Both irreverent and biblical, Stan Rice’s final book is a series of phantasmagoric Psalms. The Psalms pick up at number 151, where the bible ended, and roll through a series of contemporary and ancient images composed in direct lines that alternately feel like rapid machine gun fire and deep meditation.

“Psalm 175” starts out in the tradition of an aubade with lovers eying each other. Though there seems to be an uneasy intimacy with the line, “Inches away was her open and startled eye.” This is standard Rice. He presents a simple situation, but drops the word “startled” into a seemingly calm situation. Next he slips in and out of dream presenting us with images of “melting faces” or a bride in a fig tree as armies pass under her. These juxtaposed moments of beauty and imminent violence become social commentary as messages are whispered into bullhorns, and a “lack of knowledge keeps the people asleep.”

Occasionally Rice drops a line that seems more idiosyncratic than aesthetically demanded by the poem. “There is babble like in a birdhouse.” is a hard line to make sense of in the context of the poem. The moment it arrives the persona is falling back to sleep from the serene setting of two lovers. Perhaps it is from the dream world, or perhaps from somewhere in between, either way it reflects nothing mentioned before or after it. Even so, the rhythm and alliteration of the line causes a nice pause in the poem for a slight turn at the end as the poem winds and returns to the opening image.

Rice pushes us right up to a cliché image, but pulls back reflexively to reshape the image. For example again in “Psalm 175,” the image of carnal snakes arrives near the end, but then Rice pulls back and says, “The image expresses the eternal For Instance.” This may seem obvious but combined with a mix of sharp and strange images this line pulls the poem (and perhaps the other poems) into a self-reflexive meditative state. As if the Psalms are less sacred songs for god and more sacred songs for precise attention paid to our sloppy language.

While this book is full of certain successes the major failing of the book is the lack of editing.

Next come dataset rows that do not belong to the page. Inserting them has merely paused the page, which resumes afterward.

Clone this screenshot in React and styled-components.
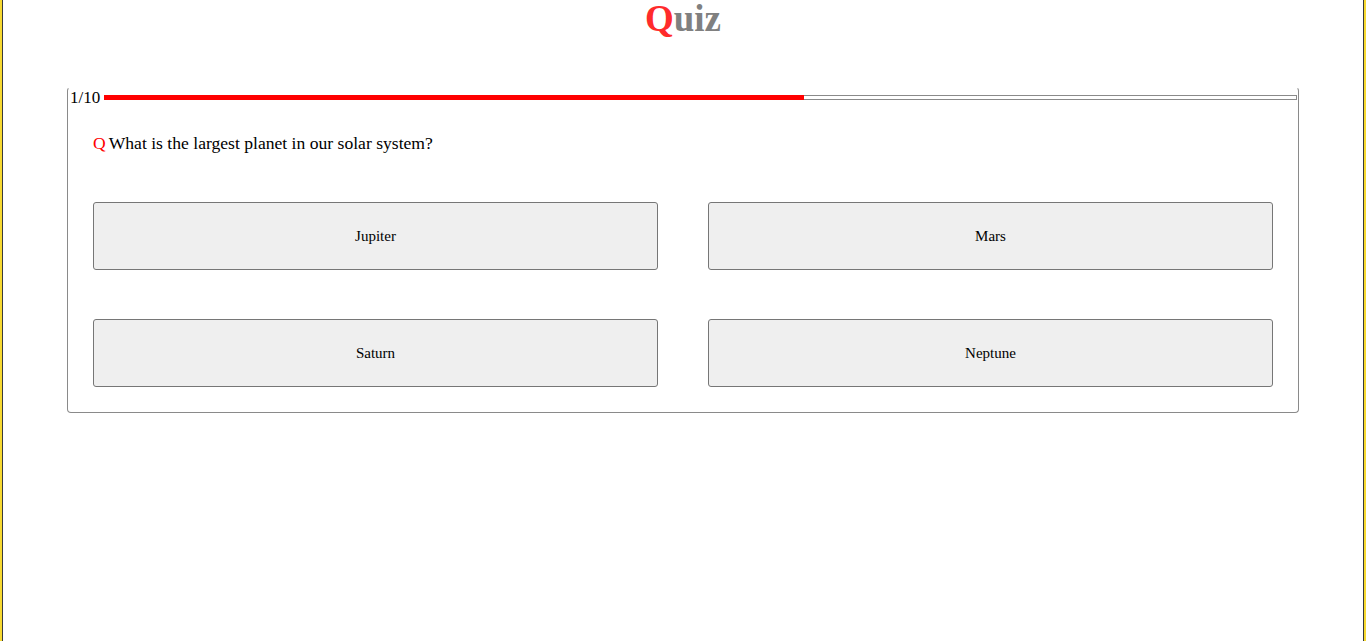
import React from 'react';
import styled, { createGlobalStyle } from 'styled-components';

const GlobalStyle = createGlobalStyle`
  html, body {
    margin: 0;
    padding: 0;
    background: #fff;
  }
  body {
    font-family: "Liberation Serif", "DejaVu Serif", serif;
    color: #000;
  }
`;

const Page = styled.div`
  min-height: 100vh;
  box-sizing: border-box;
  border-left: 2px solid #f7d931;
  border-right: 2px solid #f7d931;
  box-shadow: inset 1px 0 0 #3a3a3a, inset -1px 0 0 #3a3a3a;
  padding: 0 1px;
`;

const Title = styled.h1`
  margin: 0;
  height: 40px;
  line-height: 38px;
  font-size: 37px;
  font-weight: bold;
  text-align: center;
  color: #808080;
`;

const TitleMark = styled.span`
  color: #ff2b2b;
`;

const Card = styled.section`
  width: 1232px;
  box-sizing: border-box;
  margin: 47px auto 0;
  border: 1px solid #8a8a8a;
  border-top-color: transparent;
  border-radius: 4px;
`;

const ProgressRow = styled.div`
  display: flex;
  align-items: center;
  gap: 4px;
  height: 18px;
  padding: 0 1px 0 2px;
  font-size: 17px;
`;

const Count = styled.span`
  line-height: 18px;
  margin-top: 1px;
`;

const Track = styled.div`
  flex: 1;
  height: 3px;
  margin-top: 1px;
  border: 1px solid #8a8a8a;
  background: #fff;
  position: relative;
`;

const Fill = styled.div`
  position: absolute;
  left: -1px;
  top: -1px;
  bottom: -1px;
  background: #ff0000;
`;

const Question = styled.p`
  margin: 27px 25px 0;
  font-size: 17.6px;
  line-height: 20px;
`;

const QMark = styled.span`
  color: #ff0000;
  margin-right: 3px;
`;

const Answers = styled.div`
  display: grid;
  grid-template-columns: 565px 565px;
  column-gap: 50px;
  row-gap: 49px;
  padding: 49px 25px 25px;
`;

const AnswerButton = styled.button`
  height: 68px;
  box-sizing: border-box;
  border: 1px solid #767676;
  border-radius: 3px;
  background: #efefef;
  font-family: inherit;
  font-size: 15px;
  color: #000;
  cursor: pointer;

  &:hover {
    background: #e5e5e5;
  }
`;

const answers = ['Jupiter', 'Mars', 'Saturn', 'Neptune'];

export default function App() {
  const progress = 58.8;
  return (
    <Page>
      <GlobalStyle />
      <Title>
        <TitleMark>Q</TitleMark>uiz
      </Title>
      <Card>
        <ProgressRow>
          <Count>1/10</Count>
          <Track>
            <Fill style={{ width: `${progress}%` }} />
          </Track>
        </ProgressRow>
        <Question>
          <QMark>Q</QMark>What is the largest planet in our solar system?
        </Question>
        <Answers>
          {answers.map((a) => (
            <AnswerButton key={a}>{a}</AnswerButton>
          ))}
        </Answers>
      </Card>
    </Page>
  );
}
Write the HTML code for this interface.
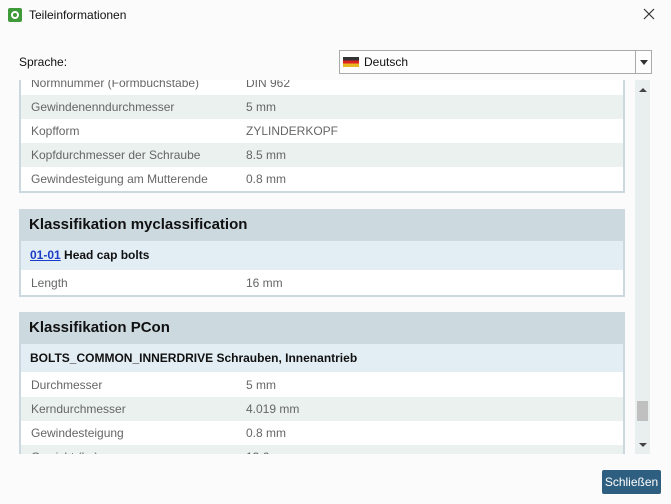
<!DOCTYPE html>
<html><head><meta charset="utf-8"><style>
*{margin:0;padding:0;box-sizing:border-box}
html,body{width:671px;height:504px;overflow:hidden}
body{background:#fbfbfb;font-family:"Liberation Sans",sans-serif;font-size:12px;color:#222;position:relative}
.a{position:absolute}
.row{position:absolute;left:21px;width:602px;height:24px;line-height:24px;color:#666;font-size:12px}
.row span{position:absolute;left:10px}
.row b{position:absolute;left:225px;font-weight:normal}
.s{background:#eaf1ef}
.hd{position:absolute;left:19px;width:606px;height:32px;background:#ccd9df;font-weight:bold;font-size:15px;line-height:32px;padding-left:10px;color:#111}
.sub{position:absolute;left:21px;width:602px;background:#e2eef4;font-weight:bold;font-size:12px;padding-left:9px;color:#111}
</style></head><body>
<div class="a" style="left:8px;top:8px;width:14px;height:14px;background:#3f9a3a;border-radius:2px"><div style="position:absolute;left:3px;top:3px;width:8px;height:8px;border:2px solid #fff;border-radius:50%"></div></div>
<div class="a" style="left:29px;top:8px;font-size:12px;color:#111">Teileinformationen</div>
<svg class="a" style="left:643px;top:8px" width="12" height="12"><path d="M1 1L11 11M11 1L1 11" stroke="#333" stroke-width="1.2"/></svg>
<div class="a" style="left:19px;top:55px;color:#111">Sprache:</div>
<div class="a" style="left:339px;top:50px;width:313px;height:24px;border:1px solid #aaa;background:#fdfdfd">
 <div class="a" style="left:3px;top:6px;width:16px;height:10px;background:linear-gradient(#333 33%,#d22 33%,#d22 66%,#e8b820 66%)"></div>
 <div class="a" style="left:24px;top:4px;color:#111">Deutsch</div>
 <div class="a" style="left:295px;top:0;width:1px;height:22px;background:#aaa"></div>
 <div class="a" style="left:300px;top:9px;border:4px solid transparent;border-top:5px solid #333;border-bottom:0"></div>
</div>
<div style="position:absolute;left:0;top:80px;width:671px;height:374px;overflow:hidden">
<div style="position:absolute;left:0;top:-80px;width:671px;height:454px;overflow:hidden">
<div class="a" style="left:19px;top:71px;width:606px;height:122px;border:2px solid #ccd8df;border-top:0;background:#fff"></div>
<div class="row" style="top:71px"><span>Normnummer (Formbuchstabe)</span><b>DIN 962</b></div>
<div class="row s" style="top:95px"><span>Gewindenenndurchmesser</span><b>5 mm</b></div>
<div class="row" style="top:119px"><span>Kopfform</span><b>ZYLINDERKOPF</b></div>
<div class="row s" style="top:143px"><span>Kopfdurchmesser der Schraube</span><b>8.5 mm</b></div>
<div class="row" style="top:167px"><span>Gewindesteigung am Mutterende</span><b>0.8 mm</b></div>

<div class="a" style="left:19px;top:209px;width:606px;height:88px;border:2px solid #ccd8df;background:#fff"></div>
<div class="hd" style="top:209px">Klassifikation myclassification</div>
<div class="sub" style="top:241px;height:29px;line-height:29px"><span style="color:#1a3cc8;text-decoration:underline">01-01</span> Head cap bolts</div>
<div class="row" style="top:271px"><span>Length</span><b>16 mm</b></div>

<div class="a" style="left:19px;top:312px;width:606px;height:142px;border:2px solid #ccd8df;border-bottom:0;background:#fff"></div>
<div class="hd" style="top:312px">Klassifikation PCon</div>
<div class="sub" style="top:344px;height:28px;line-height:28px">BOLTS_COMMON_INNERDRIVE Schrauben, Innenantrieb</div>
<div class="row" style="top:373px"><span>Durchmesser</span><b>5 mm</b></div>
<div class="row s" style="top:397px"><span>Kerndurchmesser</span><b>4.019 mm</b></div>
<div class="row" style="top:421px"><span>Gewindesteigung</span><b>0.8 mm</b></div>
<div class="row s" style="top:445px;height:9px;overflow:hidden"><span>Gewicht (kg)</span><b>13.6</b></div>
</div></div>
<div class="a" style="left:635px;top:80px;width:15px;height:374px;background:#e9efee"></div>
<div class="a" style="left:639px;top:88px;border:4px solid transparent;border-bottom:4px solid #444;border-top:0"></div>
<div class="a" style="left:639px;top:443px;border:4px solid transparent;border-top:4px solid #444;border-bottom:0"></div>
<div class="a" style="left:637px;top:401px;width:11px;height:20px;background:#c0c0c0"></div>
<div class="a" style="left:602px;top:470px;width:59px;height:24px;background:#2e5f80;border-radius:2px;color:#fff;font-size:12px;line-height:24px;text-align:center">Schließen</div>
</body></html>
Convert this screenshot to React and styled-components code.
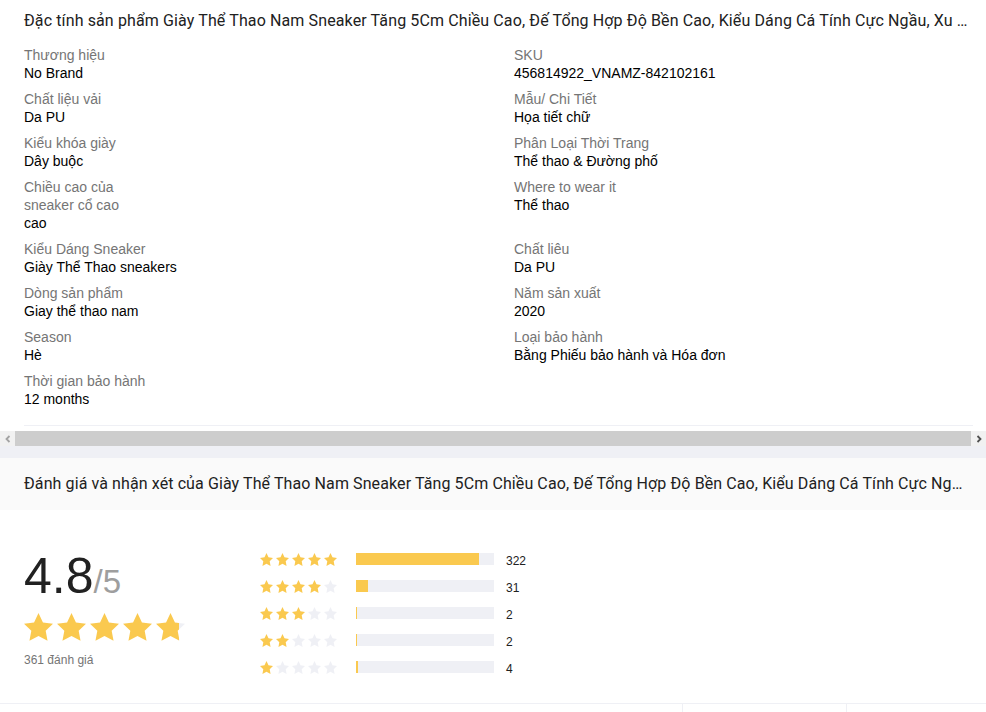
import React, { useId } from 'react'
import styled, { createGlobalStyle } from 'styled-components'

const GlobalStyle = createGlobalStyle`
  body {
    margin: 0;
    background: #fff;
    font-family: "Liberation Sans", Arial, sans-serif;
  }
`

const STAR = 'M12 1.8l3.1 6.5 7 0.9-5.1 4.9 1.3 7L12 17.7l-6.3 3.4 1.3-7L1.9 9.2l7-0.9L12 1.8z'

const Page = styled.div`
  width: 986px;
  background: #fff;
`
const SectionTitle = styled.h2`
  margin: 0;
  padding: 11px 16px 15px 24px;
  font-family: Roboto, "Liberation Sans", sans-serif;
  font-weight: 400;
  font-size: 16px;
  letter-spacing: 0.12px;
  line-height: 20px;
  color: #212121;
  white-space: nowrap;
  overflow: hidden;
  text-overflow: ellipsis;
`
const SpecGrid = styled.dl`
  margin: 0 13px 0 24px;
  padding-bottom: 17px;
  display: grid;
  grid-template-columns: 490px 1fr;
  row-gap: 8px;
  border-bottom: 1px solid #eff0f5;
`
const SpecItem = styled.div`
  font-size: 14px;
  line-height: 18px;
`
const SpecLabel = styled.dt`
  color: #757575;
  max-width: 140px;
`
const SpecValue = styled.dd`
  margin: 0;
  color: #000;
`
const ScrollBar = styled.div`
  margin-top: 5px;
  height: 15px;
  display: flex;
  background: #f1f1f1;
`
const ScrollArrow = styled.div`
  width: 15px;
  display: flex;
  align-items: center;
  justify-content: center;
  color: ${p => (p.$active ? '#505050' : '#a3a3a3')};
`
const ScrollThumb = styled.div`
  flex: 1;
  background: #cdcdcd;
`
const Spacer = styled.div`
  height: 12px;
  background: #eff0f5;
`
const ReviewHeader = styled.h2`
  margin: 0;
  height: 52px;
  padding: 0 18px 0 24px;
  background: #fafafa;
  font-family: Roboto, "Liberation Sans", sans-serif;
  font-weight: 400;
  font-size: 16px;
  letter-spacing: 0.1px;
  line-height: 52px;
  color: #212121;
  white-space: nowrap;
  overflow: hidden;
  text-overflow: ellipsis;
`
const RatingBody = styled.div`
  display: flex;
  padding: 35px 24px 0 24px;
  height: 158px;
`
const Summary = styled.div`
  width: 236px;
`
const Score = styled.div`
  margin-top: 6px;
  font-size: 50px;
  line-height: 50px;
  color: #212121;
`
const ScoreMax = styled.span`
  font-size: 33px;
  line-height: 1;
  color: #9e9e9e;
`
const BigStars = styled.div`
  display: flex;
  gap: 4px;
  margin-top: 12px;
`
const RatingCount = styled.div`
  margin-top: 12px;
  font-size: 12px;
  color: #757575;
`
const Breakdown = styled.div`
  display: flex;
  flex-direction: column;
  gap: 11px;
  padding-top: 6px;
`
const BreakRow = styled.div`
  display: flex;
  align-items: center;
  height: 16px;
`
const SmallStars = styled.div`
  display: flex;
  align-items: center;
  gap: 3px;
  width: 96px;
`
const Bar = styled.div`
  width: 138px;
  height: 12px;
  background: #eff0f5;
`
const BarFill = styled.div`
  height: 100%;
  background: #fac94f;
`
const Count = styled.span`
  margin-left: 12px;
  font-size: 12px;
  color: #212121;
  padding-top: 3px;
`
const Footer = styled.div`
  display: grid;
  grid-template-columns: 682px 164px 1fr;
  border-top: 1px solid #eff0f5;
  height: 20px;
`
const FooterCell = styled.div`
  border-left: ${p => (p.$first ? 'none' : '1px solid #eff0f5')};
`

function Star({ width, height, fill = 1 }) {
  const id = useId()
  return (
    <svg width={width} height={height} viewBox="1.9 1.8 20.2 19.4" preserveAspectRatio="none">
      <defs>
        <linearGradient id={id} x1="0" x2="1" y1="0" y2="0">
          <stop offset={fill} stopColor="#fac94f" />
          <stop offset={fill} stopColor="#eff0f5" />
        </linearGradient>
      </defs>
      <path d={STAR} fill={`url(#${id})`} />
    </svg>
  )
}

function Chevron({ dir }) {
  return (
    <svg width="8" height="8" viewBox="0 0 8 8">
      <path
        d={dir === 'left' ? 'M5.5 1L2.5 4l3 3' : 'M2.5 1l3 3-3 3'}
        fill="none"
        stroke="currentColor"
        strokeWidth="1.8"
      />
    </svg>
  )
}

const specs = [
  ['Thương hiệu', 'No Brand'],
  ['SKU', '456814922_VNAMZ-842102161'],
  ['Chất liệu vải', 'Da PU'],
  ['Mẫu/ Chi Tiết', 'Họa tiết chữ'],
  ['Kiểu khóa giày', 'Dây buộc'],
  ['Phân Loại Thời Trang', 'Thể thao & Đường phố'],
  ['Chiều cao của sneaker cổ cao', 'cao'],
  ['Where to wear it', 'Thể thao'],
  ['Kiểu Dáng Sneaker', 'Giày Thể Thao sneakers'],
  ['Chất liêu', 'Da PU'],
  ['Dòng sản phẩm', 'Giay thể thao nam'],
  ['Năm sản xuất', '2020'],
  ['Season', 'Hè'],
  ['Loại bảo hành', 'Bằng Phiếu bảo hành và Hóa đơn'],
  ['Thời gian bảo hành', '12 months'],
]

const breakdown = [
  { stars: 5, count: 322 },
  { stars: 4, count: 31 },
  { stars: 3, count: 2 },
  { stars: 2, count: 2 },
  { stars: 1, count: 4 },
]
const total = 361
const productName =
  'Giày Thể Thao Nam Sneaker Tăng 5Cm Chiều Cao, Đế Tổng Hợp Độ Bền Cao, Kiểu Dáng Cá Tính Cực Ngầu, Xu Hướng Thời Trang 2020'

export default function App() {
  return (
    <Page>
      <GlobalStyle />
      <SectionTitle>Đặc tính sản phẩm {productName}</SectionTitle>
      <SpecGrid>
        {specs.map(([label, value]) => (
          <SpecItem key={label}>
            <SpecLabel>{label}</SpecLabel>
            <SpecValue>{value}</SpecValue>
          </SpecItem>
        ))}
      </SpecGrid>
      <ScrollBar>
        <ScrollArrow>
          <Chevron dir="left" />
        </ScrollArrow>
        <ScrollThumb />
        <ScrollArrow $active>
          <Chevron dir="right" />
        </ScrollArrow>
      </ScrollBar>
      <Spacer />
      <ReviewHeader>Đánh giá và nhận xét của {productName}</ReviewHeader>
      <RatingBody>
        <Summary>
          <Score>
            4.8<ScoreMax>/5</ScoreMax>
          </Score>
          <BigStars>
            {[1, 1, 1, 1, 0.8].map((f, i) => (
              <Star key={i} width={29} height={28} fill={f} />
            ))}
          </BigStars>
          <RatingCount>361 đánh giá</RatingCount>
        </Summary>
        <Breakdown>
          {breakdown.map(row => (
            <BreakRow key={row.stars}>
              <SmallStars>
                {[1, 2, 3, 4, 5].map(n => (
                  <Star key={n} width={13} height={13} fill={n <= row.stars ? 1 : 0} />
                ))}
              </SmallStars>
              <Bar>
                <BarFill style={{ width: `${Math.max((row.count / total) * 100, 0.8)}%` }} />
              </Bar>
              <Count>{row.count}</Count>
            </BreakRow>
          ))}
        </Breakdown>
      </RatingBody>
      <Footer>
        <FooterCell $first />
        <FooterCell />
        <FooterCell />
      </Footer>
    </Page>
  )
}
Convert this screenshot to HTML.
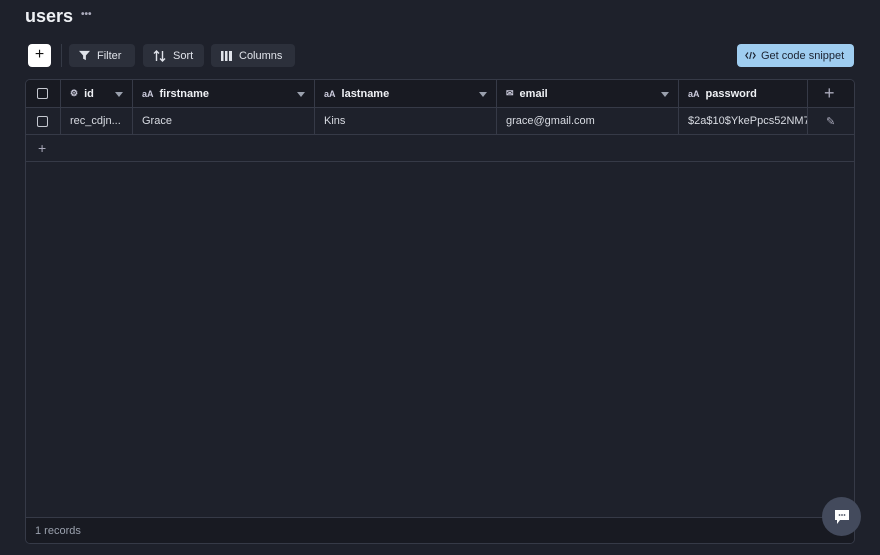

The editor’s note at the beginning of the book reads,
These pages preserve idiosyncrasies of spelling and punctuation that were characteristic of the poet, who in any case did not have the chance to correct the galley proofs of this book.

While I respect the attempt to avoid mistakes similar to those imposed on Emily Dickinson’s poems by editors, in this book the lack of editing gets in the way. There are spellings that are obviously errors or do not imply any function in their error, and grammar at times is awkward pulling the reader out of the poem. Just because the author did not have the opportunity to proof the book does not relinquish the editorial responsibility to present the work in a readable manner. This mistake is severe enough that I will think twice about re-reading any part of the book.